Fact: Bones conduct sound remarkably well (like those corny lollipops that played music but cost $10) Fact: Technology continues to allow for the manufacture of smaller and smaller components. Fact: Most (I don't know exact numbers) in this country have a filling put in a tooth at some point Fact: More and more kids (again, no numbers) are using orthodontia Fact: Personal audio (walkman, discman, MD, MP3 players) have become a rapidly increasing market

I propose that a miniature MP3 player be made that can be mounted either inside a tooth, filling, crown, whatever, or, somewhat easier, in orthodontia-type hardware. Given that thousands of transistors can now be applied to tiny wafers of silicon, I think its reasonable to hope that in the fairly recent future, a tiny chunk of metaloid material could be endowed with the ability to hold data, and play music. This music could be transferred on and off the device via a tiny antenna working at a specific frequency. The player would have to have very little volume, because the bones of the jaw and skull would carry the sound quite efficiently to the eardrum. A "clapper" type mechanism could turn it on and off, such that two chomps of the jaw in rapid succession would activate or deactivate the device. It might be sooner, however, that these abilities could be given to something much larger, removable from the mouth, yet still quite common, like a retainer. Teenagers would be an excellent market. Listen to music in class, at the dinner table, wherever, unnoticed until you try to sing along.
-- hopeful, Aug 23 2003

Bone Vibrating Telephone http://www.twacomm....NQ5VJESMTU7GKJ9FLVD
Mirafone's patented DirectVibe Pulsator transduces sound waves via bone conduction, [Brummo, Oct 17 2004]

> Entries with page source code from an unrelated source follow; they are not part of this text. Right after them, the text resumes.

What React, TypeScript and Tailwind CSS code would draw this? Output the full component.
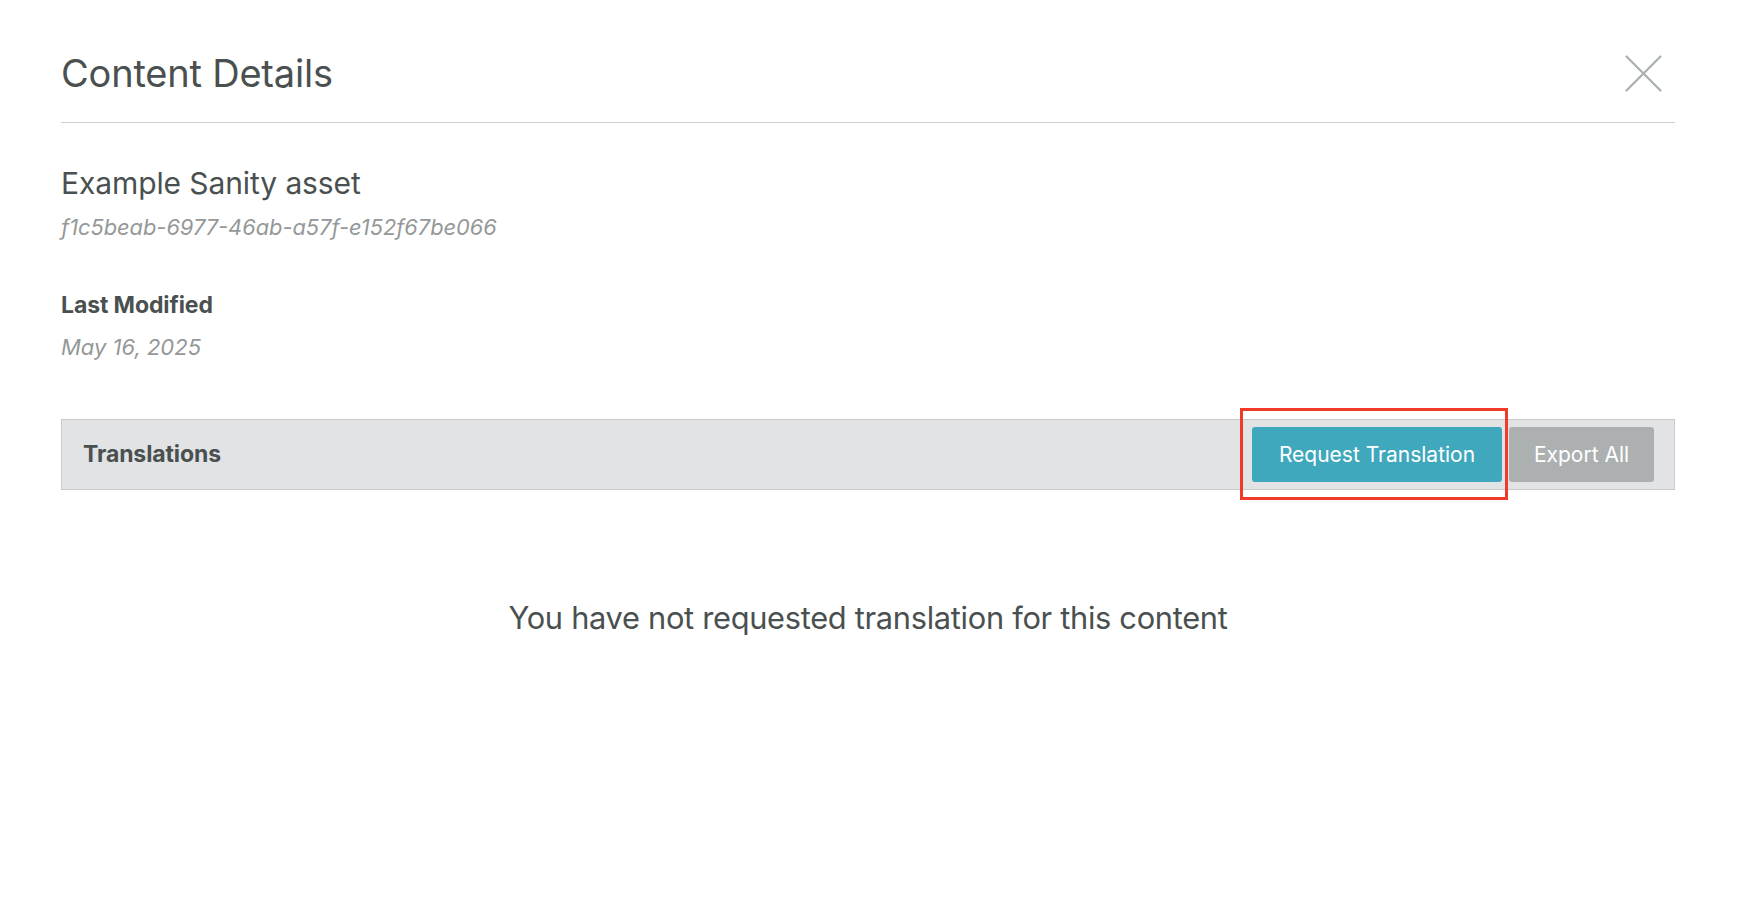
export default function App() {
  return (
    <div
      className="min-h-screen w-full bg-white pl-[61px] pr-[66px] text-[#4a5050]"
      style={{ fontFamily: "Inter, 'Noto Sans', sans-serif" }}
    >
      {/* header */}
      <div className="flex items-center justify-between border-b border-[#cfcfcf] pt-[48px] pb-[24px]">
        <h1 className="text-[38px] leading-[50px] tracking-[-0.2px]">Content Details</h1>
        <button className="mr-[13px] text-[#a9b0ae]">
          <svg width="37" height="37" viewBox="0 0 37 37" fill="none" stroke="currentColor" strokeWidth="2.2" strokeLinecap="round">
            <path d="M1.5 1.5L35.5 35.5M35.5 1.5L1.5 35.5" />
          </svg>
        </button>
      </div>

      {/* asset info */}
      <div className="pt-[40px]">
        <h2 className="text-[30px] leading-[40px] tracking-[-0.1px]">Example Sanity asset</h2>
        <p className="mt-[8px] text-[21.8px] leading-[32px] italic text-[#949898]">
          f1c5beab-6977-46ab-a57f-e152f67be066
        </p>
      </div>

      <div className="pt-[46px]">
        <h3 className="text-[23px] leading-[32px] font-bold tracking-[-0.1px]">Last Modified</h3>
        <p className="mt-[10px] text-[22px] leading-[32px] italic text-[#949898]">May 16, 2025</p>
      </div>

      {/* translations bar */}
      <div className="mt-[56px] flex h-[71px] items-center justify-between border border-[#c9cbcc] bg-[#e2e3e5] pl-[21px] pr-[20px]">
        <span className="text-[23px] font-bold tracking-[-0.1px]">Translations</span>
        <div className="flex gap-[7px]">
          <div className="relative">
            <button className="h-[55px] w-[250px] rounded-[3px] bg-[#3fa8bd] text-[21px] text-white">
              Request Translation
            </button>
            <div className="pointer-events-none absolute -left-[12px] -top-[19px] h-[92px] w-[268px] border-[3px] border-[#f03a2a]" />
          </div>
          <button className="h-[55px] w-[145px] rounded-[3px] bg-[#acb0b0] text-[21px] text-white">
            Export All
          </button>
        </div>
      </div>

      {/* empty state */}
      <p className="pt-[108px] text-center text-[30.8px] leading-[40px] tracking-[-0.3px]">
        You have not requested translation for this content
      </p>
    </div>
  );
}
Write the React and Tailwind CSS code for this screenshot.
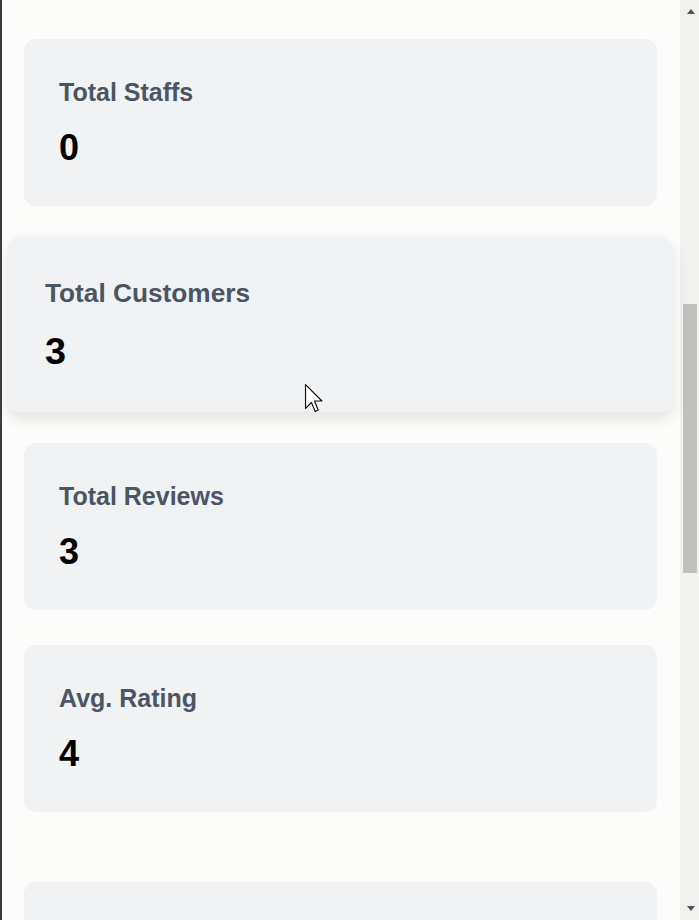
import React from 'react';

const stats = [
  { label: 'Total Staffs', value: 0 },
  { label: 'Total Customers', value: 3, hover: true },
  { label: 'Total Reviews', value: 3 },
  { label: 'Avg. Rating', value: 4 },
];

const StatCard = ({ label, value, hover }) => (
  <div
    className={`relative bg-[#f1f2f4] rounded-[12px] pt-[37px] pb-[38px] px-[35px] ${
      hover ? 'scale-105 shadow-[0_6px_14px_rgba(0,0,0,0.10)]' : ''
    }`}
  >
    <h3 className="text-[25px] leading-[33px] font-bold text-[#4b5563]">{label}</h3>
    <p className="mt-[19px] text-[36px] leading-[40px] font-bold text-black">{value}</p>
    {hover && (
      // cursor over the hovered card
      <svg
        className="absolute left-[282px] top-[140px]"
        width="18"
        height="27"
        viewBox="0 0 12 19"
      >
        <path
          d="M0.5 0.5 L0.5 16.5 L4.5 12.5 L7 18.5 L9 17.5 L6.5 11.5 L11.5 11.5 Z"
          fill="#fff"
          stroke="#111"
          strokeWidth="0.8"
          strokeLinejoin="round"
        />
      </svg>
    )}
  </div>
);

export default function App() {
  return (
    <div
      className="h-[920px] w-full flex overflow-hidden bg-[#fcfcfb] border-l-2 border-[#3c3c3c]"
      style={{ fontFamily: '"Liberation Sans", Arial, sans-serif' }}
    >
      {/* Main content */}
      <main className="flex-1 pt-[39px] pl-[22px] pr-[23px] flex flex-col">
        <div className="flex flex-col gap-[35px]">
          {stats.map((s) => (
            <StatCard key={s.label} {...s} />
          ))}
        </div>
        <div className="mt-[70px] h-[200px] shrink-0 bg-[#f1f2f4] rounded-[12px]" />
      </main>

      {/* Scrollbar */}
      <div className="w-[19px] shrink-0 bg-[#f1f1ef] flex flex-col items-center justify-between py-[9px]">
        <div className="w-0 h-0 border-l-[4.5px] border-r-[4.5px] border-b-[5px] border-l-transparent border-r-transparent border-b-[#505050] ml-[2px]" />
        <div className="flex-1 w-full flex flex-col pt-[290px] pb-[333px] pl-[3px] pr-[2px]">
          <div className="flex-1 bg-[#c1c1bc]" />
        </div>
        <div className="w-0 h-0 border-l-[4.5px] border-r-[4.5px] border-t-[5px] border-l-transparent border-r-transparent border-t-[#505050] ml-[2px]" />
      </div>
    </div>
  );
}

Powerful Radio Signals add Free Soundtrack http://www.gi.alask...rum/ASF12/1221.html
"Such is the extremely rare case when a person's mouth acts as a receiver. The electrical conductivity of the human body can act as an antenna. A metallic filling in a tooth, reacting just so with saliva, can act as a semiconductor to detect the audio signal. The speaker in this case could be anything that vibrates within the mouth enough to produce noise, such as bridgework or maybe a loose filling." [Ander, Oct 17 2004]

MP3 Swimming Goggles Using Bone Vibrations http://news.bbc.co....hnology/3003364.stm
The music player is integrated into swimming goggles and uses bone conduction to vibrate music direct to the skull. [Brummo, Oct 17 2004]

MP3 Player "Soundwaves" http://icwales.icne...-end-name_page.html
This is another link on the swimming goggles [Brummo, Oct 17 2004]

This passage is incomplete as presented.